The interesting bit is that designers of AI/algorithm powered systems also need legible goals, in this case the goals of the system. This is nothing new in the AI ethics & alignment literature, but I found it particularly clarifying to look at this problem through the lens of trying to design goals that could be understood at face value by a player with no other context.

I certainly didn't invent this method—I first encountered it in my agent based modelling class in graduate Design school with the polymathic Michael J. North. Before writing the first line of code for our simulations, we had to design simple games that we live action roleplayed, forcing us into the role of the turtles & patches. You can get pretty far simulating complex systems with simple rules based improv games.

The biggest thing we noticed playtesting Defragged at Clockwise was how in simpler, earlier versions the natural winning strategies created exactly the outcomes that we'd received the most user feedback about in the earlier days of Clockwise (for example meetings piling up at the start or end of the day). A great example of spotting specific second-order consequences through a playful simulation.

In the magic circle of a game, people suddenly latch on to incentives the way a traditional neoclassical economist could only dream of!

(2) INTERNALIZING EXTENT OF ABSTRACTION

There are many ways to specify the goals of an algorithm, and limiting yourself to the things a player might understand is a good way to force limit yourself to things the designers of the algorithm are likely to be able to understand too.

Doing it in the context of a game also forces you to specify the goals in the frame of the simplified abstraction of the world that the AI will actually be operating on. For example:

* the ways in which the data itself is a proxy (e.g. calendars are a map of your meetings, but not a completely accurate map of how you actually use your time)

* the missing social nuance around the data that you can't know (e.g. a meeting called "DNS" embeds vastly different norms and expectations depending on the culture of the workplace, the society around it, and the relationships of the individuals)

* the simplifications that are forced by the limitations of technology (e.g. our algorithm doesn't understand the names of meetings)

... and many more

It's easy to theoretically know that those are simplifications, but being faced with seeing ONLY what the machine can see really forces you to confront what is actually possible for the system. There can be plenty of wishful and optimistic thinking in product design (and there should be!), but there's nothing more brutal than a playtest to help create the right conversations about which features to go after and which to leave by the wayside. A half-right (or even 90% right) algorithm can do a tremendous amount of harm.

But you can't have it be too brutal. One of the surprising insights was how much the tone of the game affected the conversations it influenced. My co-designer Amy developed four monster characters to anchor the game, which layered a playful abstraction on top of it and created appropriate distance. That distance is important! It helps put us in a more generative space when faced with the implications of the game on our algorithm design decisions.
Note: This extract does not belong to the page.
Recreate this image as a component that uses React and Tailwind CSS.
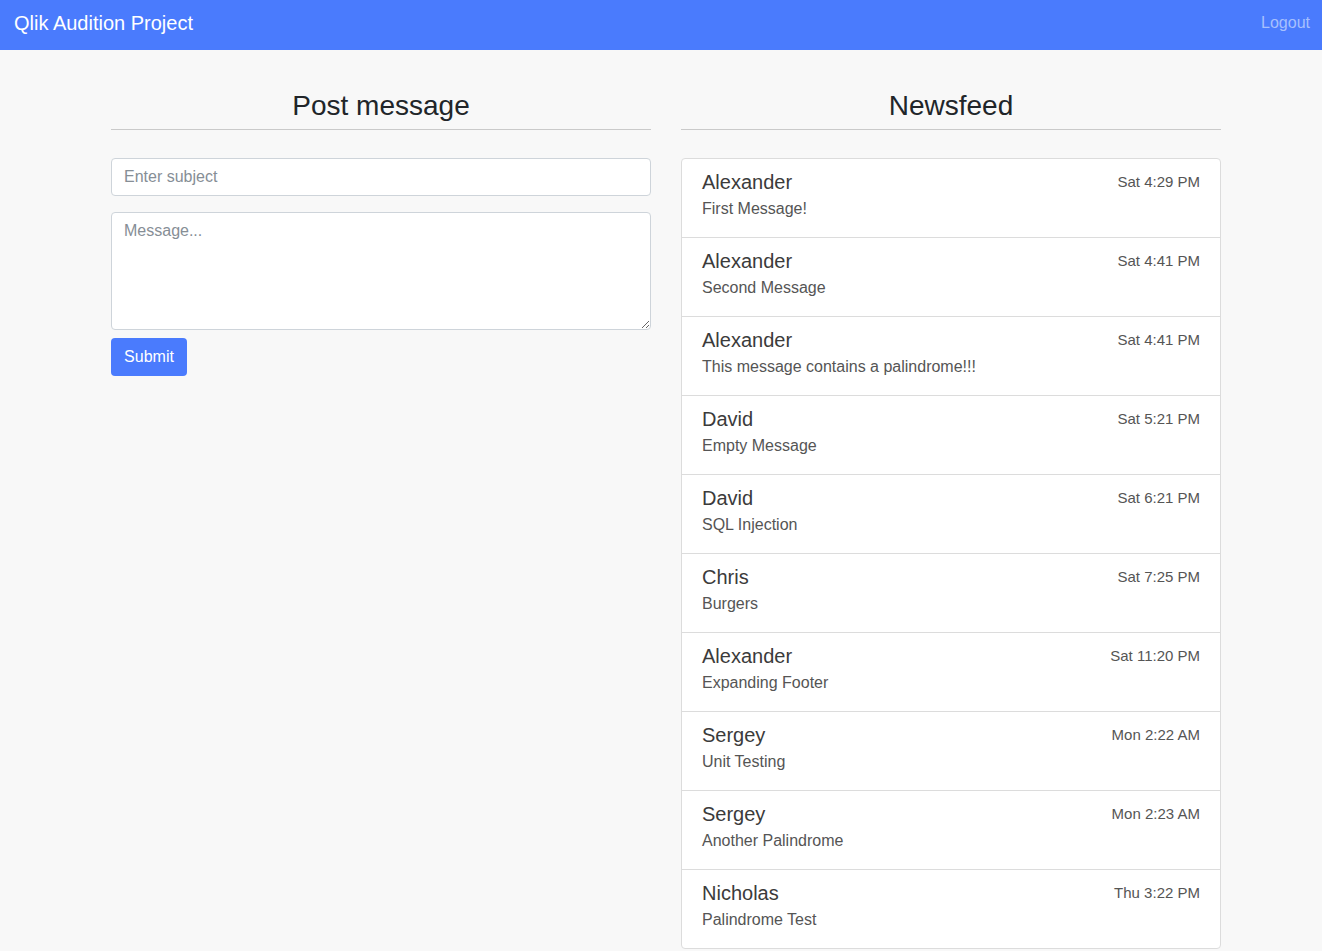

(3) "FEELING" THE MEDIUM YOU'RE WORKING WITH

Finally, I was excited to explore and feel what it means to optimize multiple calendars at the same time. It's the core thing that Clockwise does, but doesn't have a clear analogue as a regular task. What we know from our users is that people don't tend to think "Wow, that's hard", they actually mostly think "That's just not something that is possible"

Kind of similar to how in the age of the horse you probably wouldn't go on a quick day trip 100 miles away. You don't go "That's hard, I hope someone will fix it". It just doesn't cross your mind.

As a designer of Clockwise, I could try to mess with the team's calendars, but creating a toy environment where I can see what "shape" the problem has, and get a personal, visceral feel for how it gets harder as you add more calendars was incredibly valuable to me.

I like to think that any maker should be thoroughly conscious of the thing they're working with. A woodworker should know how the object they craft should warp, expand, contract with the seasons. A chef is constantly tasting their creations.

How might we build that same intuition with complex systems?